Aktuell wird Deutschland dafür kritisiert, dass es einen zu hohen Überschuss in der Zahlungsbilanz hat. Deshalb müssten Löhne und Investitionen erhöht werden, um den Export anzukurbeln. Zu dem auch in Dänemark aktuellen Thema und zur generellen wirtschaftlichen Lage in Deutschland hat sich der Direktor der Deutsch-Dänischen Handelskammer in einem Kommentar geäußert.

Warum exportiert Deutschland so viel und importiert so wenig? Diese Frage stellt sich Rainer Perau, Direktor der Deutsch-Dänischen Handelskammer. Seine Antwort: Zum ersten sei Deutschland extrem konkurrenzfähig geworden, weil das Land bis 2010 ein Jahrzehnt mit stagnierenden Löhnen erlebte. Zum anderen, weil Deutschland „überindustrialisiert“ sei. Die Industrie des Landes habe einen anderen Stellenwert als in anderen Ländern. Ein Zusammenspiel beider Faktoren ergebe einen fitten Exportsektor, meint Perau.
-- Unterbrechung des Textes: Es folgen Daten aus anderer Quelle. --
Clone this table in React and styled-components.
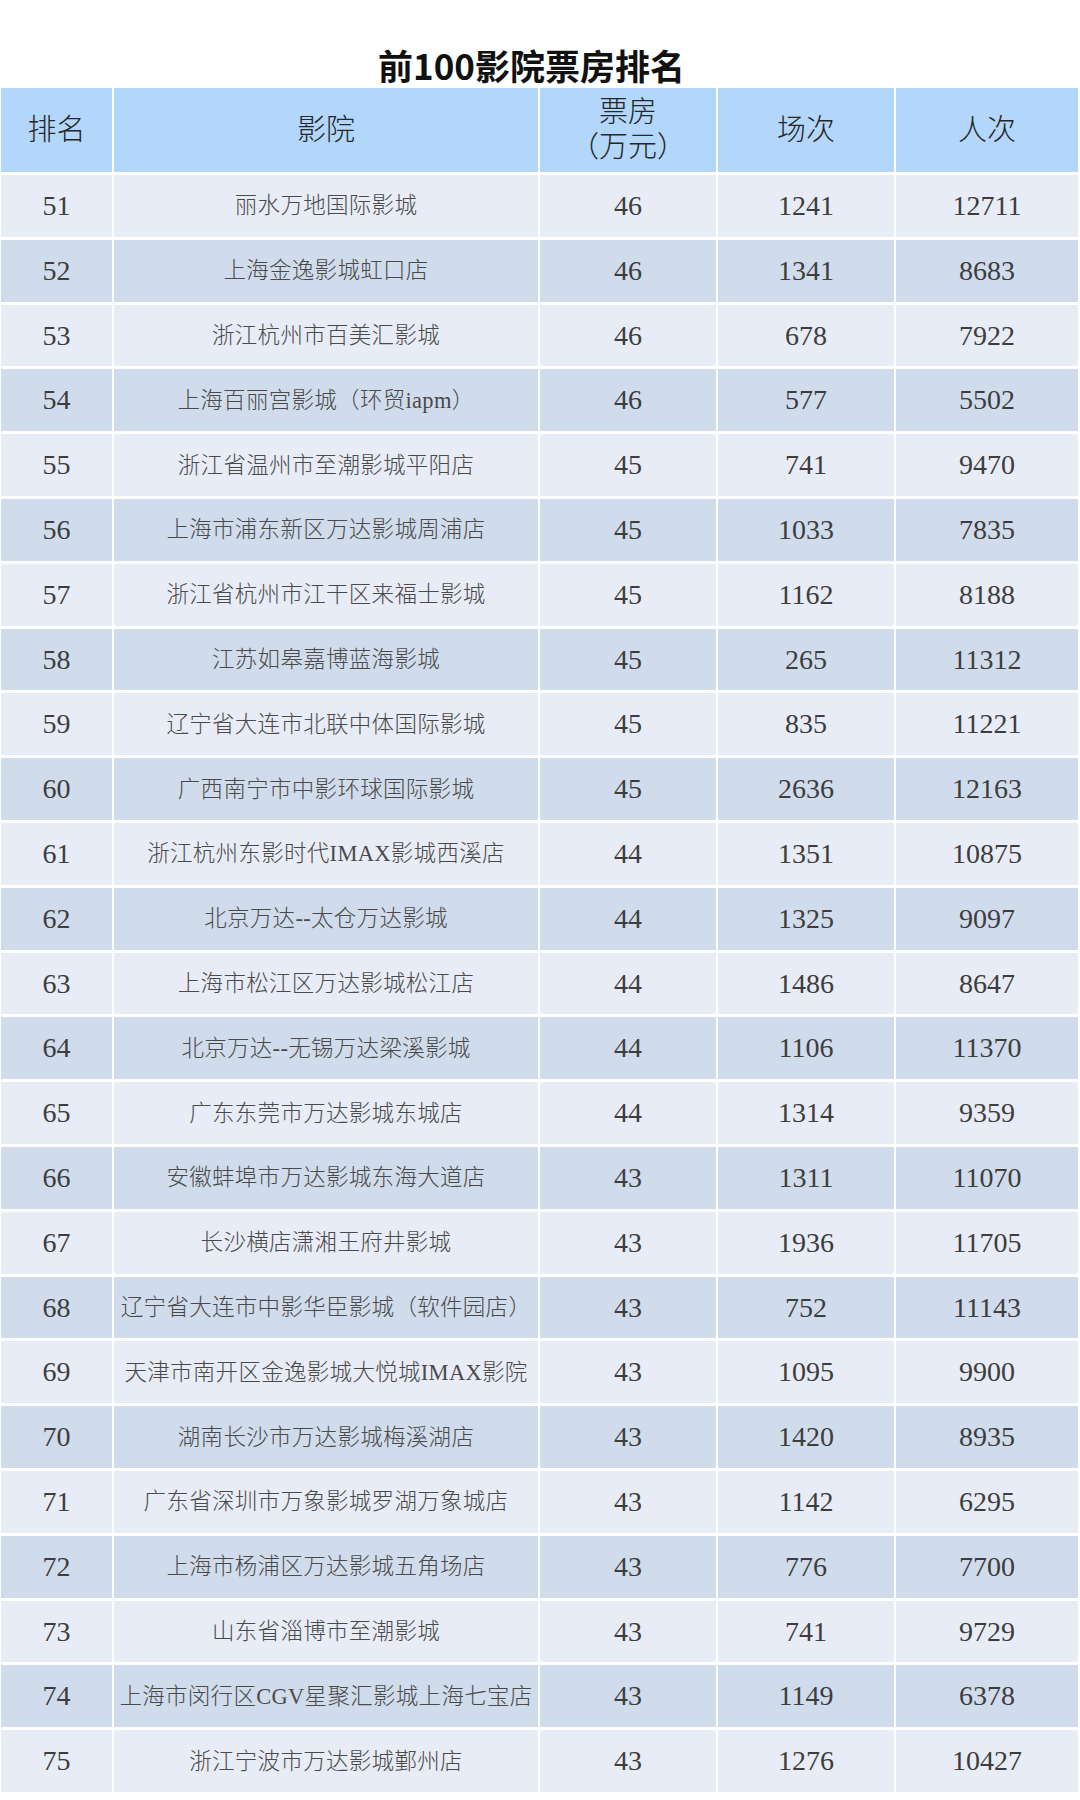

Auf kurze Sicht könne das Land nicht viel daran ändern. Die Löhne würden schließlich frei verhandelt, und die Produktivitätsentwicklung stehe auf einem ebenso schwachen Niveau wie in Dänemark. Die Löhne stiegen deshalb nur ein wenig schneller als im Rest von Europa. Die Industrie könne nicht dazu gezwungen werden, zu investieren. Demnach werde sich „das deutsche Problem“ nur langsam beseitigen lassen. Im Takt mit einem stärkeren Euro und steigenden Löhnen.

Fünf bis zehn Jahre lang werde dieses System gut laufen, weil weiterhin in der Welt eine große Nachfrage nach Hardware existiere. Doch sei es die Software, die letztendlich für alles entscheidend sein könne. Zu irgendeinem Zeitpunkt könnten Autos zu „commodity“, wie Waschmaschinen es heute sind, werden. Diese verzeichneten inzwischen einen solch geringen Gewinn, dass beispielsweise Siemens den Markt aufgegeben hat. „Deshalb zweifle ich daran, ob das deutsche Modell auch 2040 gleichermaßen gut funktionieren wird wie heute", sagt Perau.

Die deutschen Betriebe hätten die Herausforderung erkannt und arbeiteten daran, stärker zu digitalisieren. Dänemark sei Deutschland in der Hinsicht weit voraus. Demnach sollten Chancen für Dänemark in einem Deutschland entstehen, das seine Wirtschaft modernisiert, meint Perau.